• Problem
Reproduce, character for character, the lines below from the first through the one with "ReactNode; className?: string;". Leave pictures out.

• Information provided
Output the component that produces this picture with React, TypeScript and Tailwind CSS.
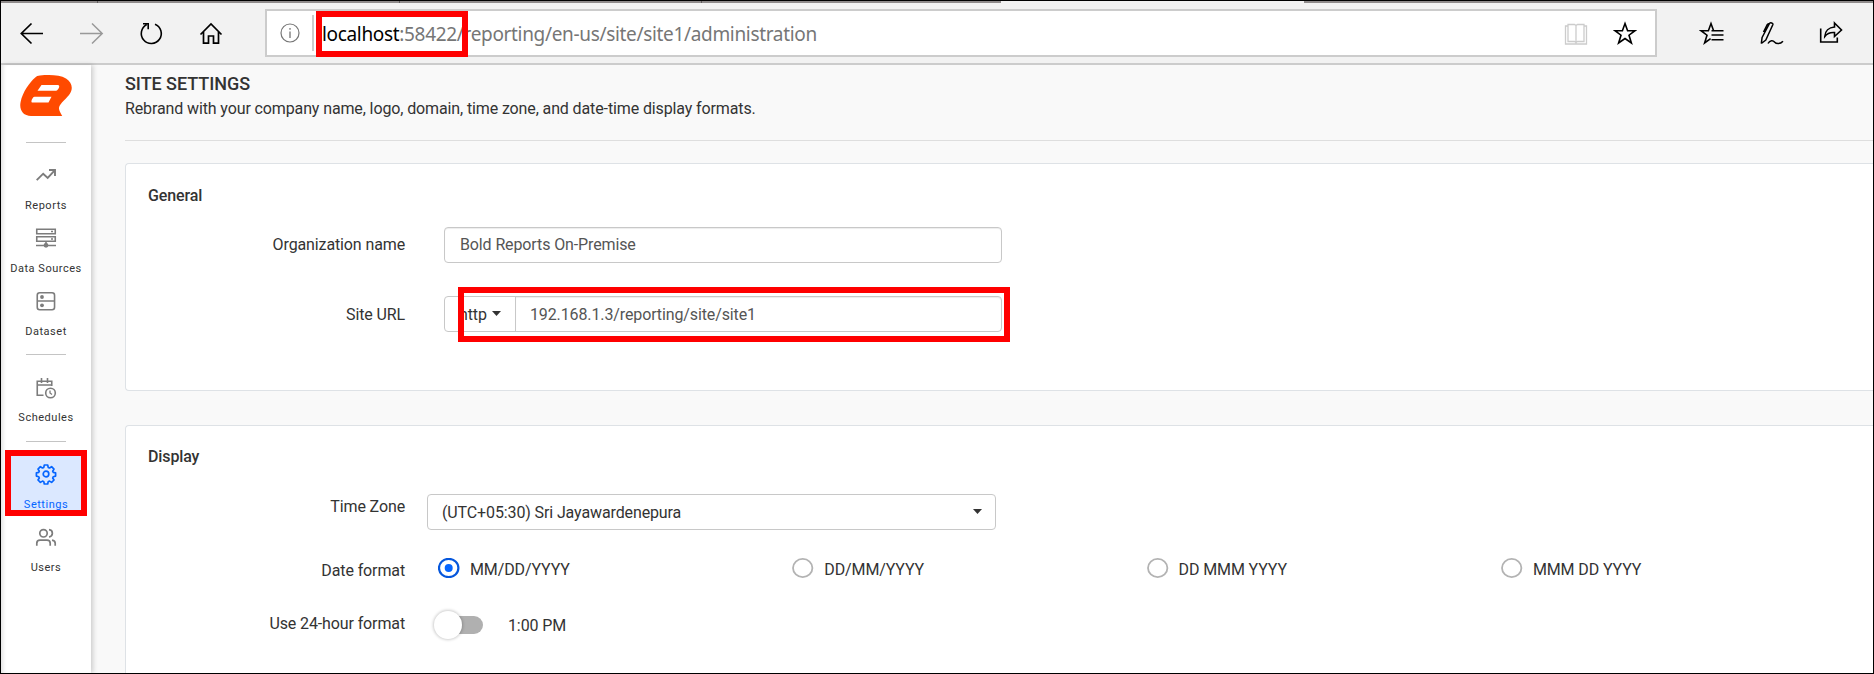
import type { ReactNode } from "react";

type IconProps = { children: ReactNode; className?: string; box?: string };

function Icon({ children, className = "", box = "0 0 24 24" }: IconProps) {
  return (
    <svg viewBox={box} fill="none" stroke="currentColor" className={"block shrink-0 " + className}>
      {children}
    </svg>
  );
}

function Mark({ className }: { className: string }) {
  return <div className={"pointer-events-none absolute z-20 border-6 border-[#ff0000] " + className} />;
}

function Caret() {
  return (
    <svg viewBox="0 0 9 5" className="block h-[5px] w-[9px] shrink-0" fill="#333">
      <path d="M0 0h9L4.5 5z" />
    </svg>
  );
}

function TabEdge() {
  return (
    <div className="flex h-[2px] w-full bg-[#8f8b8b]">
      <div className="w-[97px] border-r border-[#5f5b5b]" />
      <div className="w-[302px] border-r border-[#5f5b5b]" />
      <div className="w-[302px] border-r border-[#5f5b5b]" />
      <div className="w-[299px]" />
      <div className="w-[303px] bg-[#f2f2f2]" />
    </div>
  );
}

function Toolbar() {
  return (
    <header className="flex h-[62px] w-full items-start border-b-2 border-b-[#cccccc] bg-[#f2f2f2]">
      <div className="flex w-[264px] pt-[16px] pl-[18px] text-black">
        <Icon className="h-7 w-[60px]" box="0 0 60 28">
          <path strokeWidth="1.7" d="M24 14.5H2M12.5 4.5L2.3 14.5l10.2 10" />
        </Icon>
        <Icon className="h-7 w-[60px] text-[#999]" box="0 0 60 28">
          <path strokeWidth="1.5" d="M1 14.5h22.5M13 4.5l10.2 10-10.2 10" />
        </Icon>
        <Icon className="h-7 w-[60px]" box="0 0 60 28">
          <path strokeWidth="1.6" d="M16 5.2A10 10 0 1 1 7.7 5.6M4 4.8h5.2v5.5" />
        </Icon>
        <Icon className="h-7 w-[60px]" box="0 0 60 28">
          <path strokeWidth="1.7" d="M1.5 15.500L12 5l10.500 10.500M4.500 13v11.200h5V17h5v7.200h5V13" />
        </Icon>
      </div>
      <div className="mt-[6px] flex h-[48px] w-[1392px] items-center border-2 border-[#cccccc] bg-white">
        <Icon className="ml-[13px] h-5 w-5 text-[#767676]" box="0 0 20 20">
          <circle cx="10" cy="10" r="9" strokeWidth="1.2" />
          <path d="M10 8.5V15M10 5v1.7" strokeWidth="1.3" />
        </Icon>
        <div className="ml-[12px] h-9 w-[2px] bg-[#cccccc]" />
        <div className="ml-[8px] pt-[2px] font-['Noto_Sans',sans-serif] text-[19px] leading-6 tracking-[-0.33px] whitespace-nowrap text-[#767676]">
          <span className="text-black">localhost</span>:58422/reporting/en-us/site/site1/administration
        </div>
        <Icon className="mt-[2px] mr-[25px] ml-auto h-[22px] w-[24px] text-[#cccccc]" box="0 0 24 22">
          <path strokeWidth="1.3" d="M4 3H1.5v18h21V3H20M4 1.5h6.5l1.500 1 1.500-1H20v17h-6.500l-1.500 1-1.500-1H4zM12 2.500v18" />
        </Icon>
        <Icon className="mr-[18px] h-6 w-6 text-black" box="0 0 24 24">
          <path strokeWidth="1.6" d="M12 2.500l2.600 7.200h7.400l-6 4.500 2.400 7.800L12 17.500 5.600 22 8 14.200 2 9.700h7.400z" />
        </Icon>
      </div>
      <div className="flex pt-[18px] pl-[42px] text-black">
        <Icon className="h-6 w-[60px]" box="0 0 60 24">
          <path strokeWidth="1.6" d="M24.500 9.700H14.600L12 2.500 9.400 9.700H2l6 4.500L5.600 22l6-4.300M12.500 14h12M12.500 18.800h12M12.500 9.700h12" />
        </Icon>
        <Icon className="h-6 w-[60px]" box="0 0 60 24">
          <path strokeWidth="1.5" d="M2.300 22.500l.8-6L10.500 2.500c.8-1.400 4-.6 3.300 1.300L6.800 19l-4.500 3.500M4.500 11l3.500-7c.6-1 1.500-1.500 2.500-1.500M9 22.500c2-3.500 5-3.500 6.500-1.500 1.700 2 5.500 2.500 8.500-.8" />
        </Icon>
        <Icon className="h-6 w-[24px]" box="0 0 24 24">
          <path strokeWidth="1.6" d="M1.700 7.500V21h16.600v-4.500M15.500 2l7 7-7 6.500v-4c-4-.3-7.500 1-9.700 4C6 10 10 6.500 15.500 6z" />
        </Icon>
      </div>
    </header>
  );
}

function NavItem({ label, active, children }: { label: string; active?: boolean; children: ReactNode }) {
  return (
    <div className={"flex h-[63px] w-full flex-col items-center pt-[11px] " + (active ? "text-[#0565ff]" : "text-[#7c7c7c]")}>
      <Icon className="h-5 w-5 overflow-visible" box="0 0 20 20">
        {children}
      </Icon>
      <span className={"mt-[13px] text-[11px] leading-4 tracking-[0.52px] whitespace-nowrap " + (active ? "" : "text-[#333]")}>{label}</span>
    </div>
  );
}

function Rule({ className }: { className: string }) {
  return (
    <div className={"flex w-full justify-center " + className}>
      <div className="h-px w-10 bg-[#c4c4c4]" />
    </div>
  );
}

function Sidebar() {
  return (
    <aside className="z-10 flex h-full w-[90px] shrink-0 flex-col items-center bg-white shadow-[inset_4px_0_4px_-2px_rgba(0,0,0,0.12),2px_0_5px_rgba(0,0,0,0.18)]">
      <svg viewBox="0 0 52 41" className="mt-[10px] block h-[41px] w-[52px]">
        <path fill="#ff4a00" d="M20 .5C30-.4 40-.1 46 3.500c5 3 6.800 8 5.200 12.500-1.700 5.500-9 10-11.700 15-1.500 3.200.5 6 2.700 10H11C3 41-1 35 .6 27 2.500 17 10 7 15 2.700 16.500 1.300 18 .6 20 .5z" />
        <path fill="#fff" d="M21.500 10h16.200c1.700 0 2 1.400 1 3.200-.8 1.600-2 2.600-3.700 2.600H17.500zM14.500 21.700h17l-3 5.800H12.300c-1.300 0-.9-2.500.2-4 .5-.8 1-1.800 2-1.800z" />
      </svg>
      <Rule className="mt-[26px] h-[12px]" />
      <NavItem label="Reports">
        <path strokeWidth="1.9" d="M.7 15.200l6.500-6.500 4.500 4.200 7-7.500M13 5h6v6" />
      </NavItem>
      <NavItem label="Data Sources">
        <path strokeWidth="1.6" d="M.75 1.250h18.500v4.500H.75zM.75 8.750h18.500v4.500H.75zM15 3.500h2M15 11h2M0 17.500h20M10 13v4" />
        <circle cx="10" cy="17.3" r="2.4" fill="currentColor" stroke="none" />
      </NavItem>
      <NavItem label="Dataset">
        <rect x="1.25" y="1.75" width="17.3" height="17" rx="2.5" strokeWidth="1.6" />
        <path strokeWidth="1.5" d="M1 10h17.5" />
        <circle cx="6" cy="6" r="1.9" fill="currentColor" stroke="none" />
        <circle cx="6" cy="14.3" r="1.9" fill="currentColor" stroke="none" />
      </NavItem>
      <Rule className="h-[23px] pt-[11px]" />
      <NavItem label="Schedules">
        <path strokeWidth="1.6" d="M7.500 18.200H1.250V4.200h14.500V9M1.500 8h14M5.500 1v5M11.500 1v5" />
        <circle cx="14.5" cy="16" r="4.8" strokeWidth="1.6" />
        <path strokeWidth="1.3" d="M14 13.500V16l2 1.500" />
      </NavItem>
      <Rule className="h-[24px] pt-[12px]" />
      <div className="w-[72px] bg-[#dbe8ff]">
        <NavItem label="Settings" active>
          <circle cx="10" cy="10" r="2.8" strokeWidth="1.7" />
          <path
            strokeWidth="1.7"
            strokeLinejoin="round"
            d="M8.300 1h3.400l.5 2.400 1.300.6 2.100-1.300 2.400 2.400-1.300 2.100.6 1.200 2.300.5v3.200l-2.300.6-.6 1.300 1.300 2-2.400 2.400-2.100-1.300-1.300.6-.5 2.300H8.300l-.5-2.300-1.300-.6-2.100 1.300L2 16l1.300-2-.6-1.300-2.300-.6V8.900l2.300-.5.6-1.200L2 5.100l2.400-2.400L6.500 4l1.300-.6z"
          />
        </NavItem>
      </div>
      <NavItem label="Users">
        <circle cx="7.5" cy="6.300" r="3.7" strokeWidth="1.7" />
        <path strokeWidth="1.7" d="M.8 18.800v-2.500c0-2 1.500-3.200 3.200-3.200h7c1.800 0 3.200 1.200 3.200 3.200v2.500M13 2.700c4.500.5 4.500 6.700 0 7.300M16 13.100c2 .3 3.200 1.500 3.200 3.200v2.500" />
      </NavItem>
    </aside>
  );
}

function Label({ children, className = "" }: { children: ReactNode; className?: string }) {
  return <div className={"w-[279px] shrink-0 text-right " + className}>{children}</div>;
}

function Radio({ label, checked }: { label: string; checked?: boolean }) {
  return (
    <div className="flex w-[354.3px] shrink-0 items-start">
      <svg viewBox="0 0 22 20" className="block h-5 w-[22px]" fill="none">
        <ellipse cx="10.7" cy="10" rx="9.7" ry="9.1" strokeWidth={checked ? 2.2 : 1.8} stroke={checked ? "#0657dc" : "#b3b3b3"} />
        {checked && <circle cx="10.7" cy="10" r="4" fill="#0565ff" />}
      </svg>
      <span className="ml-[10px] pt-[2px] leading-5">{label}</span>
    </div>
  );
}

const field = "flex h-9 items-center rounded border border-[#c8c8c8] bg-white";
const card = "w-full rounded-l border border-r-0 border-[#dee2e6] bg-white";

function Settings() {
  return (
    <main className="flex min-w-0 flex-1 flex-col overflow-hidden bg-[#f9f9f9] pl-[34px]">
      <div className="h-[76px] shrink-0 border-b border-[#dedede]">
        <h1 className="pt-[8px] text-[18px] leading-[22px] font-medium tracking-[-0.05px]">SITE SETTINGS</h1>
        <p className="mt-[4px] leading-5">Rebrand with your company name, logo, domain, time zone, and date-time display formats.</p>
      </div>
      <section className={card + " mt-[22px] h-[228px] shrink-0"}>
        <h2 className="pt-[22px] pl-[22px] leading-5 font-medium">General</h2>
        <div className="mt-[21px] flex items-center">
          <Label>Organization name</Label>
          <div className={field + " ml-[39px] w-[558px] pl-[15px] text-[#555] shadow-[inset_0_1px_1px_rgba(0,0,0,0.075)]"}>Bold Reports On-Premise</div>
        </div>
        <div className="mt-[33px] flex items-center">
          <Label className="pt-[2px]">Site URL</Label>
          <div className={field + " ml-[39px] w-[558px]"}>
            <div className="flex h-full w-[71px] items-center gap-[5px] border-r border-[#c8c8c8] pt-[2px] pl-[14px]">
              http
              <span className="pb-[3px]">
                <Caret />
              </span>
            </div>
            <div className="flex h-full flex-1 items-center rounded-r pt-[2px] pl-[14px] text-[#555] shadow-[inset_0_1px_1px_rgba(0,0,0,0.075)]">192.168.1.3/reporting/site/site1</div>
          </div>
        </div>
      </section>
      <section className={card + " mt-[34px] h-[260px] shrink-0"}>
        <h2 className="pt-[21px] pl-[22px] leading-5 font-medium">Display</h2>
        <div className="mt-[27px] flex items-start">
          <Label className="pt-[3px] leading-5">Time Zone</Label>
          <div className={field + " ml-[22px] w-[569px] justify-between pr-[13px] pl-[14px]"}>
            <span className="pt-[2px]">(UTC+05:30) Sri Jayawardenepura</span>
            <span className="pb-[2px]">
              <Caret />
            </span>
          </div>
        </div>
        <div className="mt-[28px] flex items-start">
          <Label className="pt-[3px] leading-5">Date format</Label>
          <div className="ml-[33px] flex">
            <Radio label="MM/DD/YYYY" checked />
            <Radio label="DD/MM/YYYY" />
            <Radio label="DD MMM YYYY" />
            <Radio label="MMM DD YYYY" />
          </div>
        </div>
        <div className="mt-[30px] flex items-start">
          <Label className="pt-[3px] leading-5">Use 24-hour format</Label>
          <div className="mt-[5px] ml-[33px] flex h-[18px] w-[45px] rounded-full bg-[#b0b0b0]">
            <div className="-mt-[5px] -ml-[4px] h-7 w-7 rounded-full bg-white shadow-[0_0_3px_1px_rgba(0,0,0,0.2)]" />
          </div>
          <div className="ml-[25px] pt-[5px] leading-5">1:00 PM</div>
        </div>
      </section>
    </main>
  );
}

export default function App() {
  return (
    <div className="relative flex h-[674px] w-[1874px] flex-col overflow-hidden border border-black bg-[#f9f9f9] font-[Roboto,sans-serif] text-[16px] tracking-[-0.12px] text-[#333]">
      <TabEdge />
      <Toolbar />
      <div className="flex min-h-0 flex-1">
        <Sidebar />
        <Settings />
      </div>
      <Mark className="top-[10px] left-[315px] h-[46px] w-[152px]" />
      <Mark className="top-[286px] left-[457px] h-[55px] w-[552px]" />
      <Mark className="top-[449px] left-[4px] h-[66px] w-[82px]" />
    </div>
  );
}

• Correct output
Output the component that produces this picture with React, TypeScript and Tailwind CSS.
import type { ReactNode } from "react";

type IconProps = { children: ReactNode; className?: string; box?: string };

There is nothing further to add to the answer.